Saturday, 12 March 2016
Fiche de lecture Comment les économistes réchauffent la planète dAntonin Pottier
Au moment où on débat si âprement pour savoir si les économistes ont le droit de s'écarter de la doxa de leur discipline, voici un petit livre qui remet bien des idées en place. Non seulement il montre comment cette doxa nourrit le réchauffement climatique - un constat qui n'a rien de nouveau - mais il démonte les mécanismes qui rendent le discours économique si nocif.
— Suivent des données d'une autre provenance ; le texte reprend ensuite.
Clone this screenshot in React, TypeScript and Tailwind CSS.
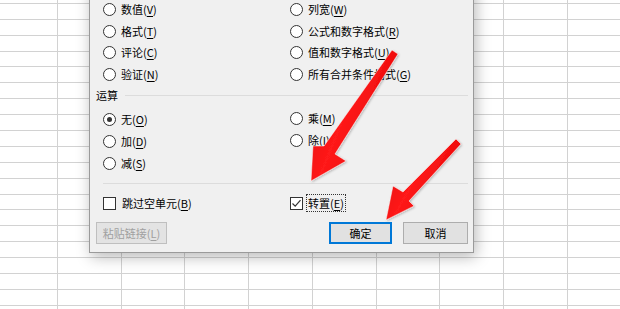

Savoir économique et discours économique
Dans Comment les économistes réchauffent la planète, Antonin Pottier nous explique que l'économie a deux faces. C'est à la fois une discipline universitaire appuyée sur des raisonnements mathématiques ou des expériences rigoureuses, ce qu'il appelle le "savoir économique", et une vision philosophique de l'homme et de la société, un "discours économique" qui ne s’inspire que vaguement de travaux scientifiques.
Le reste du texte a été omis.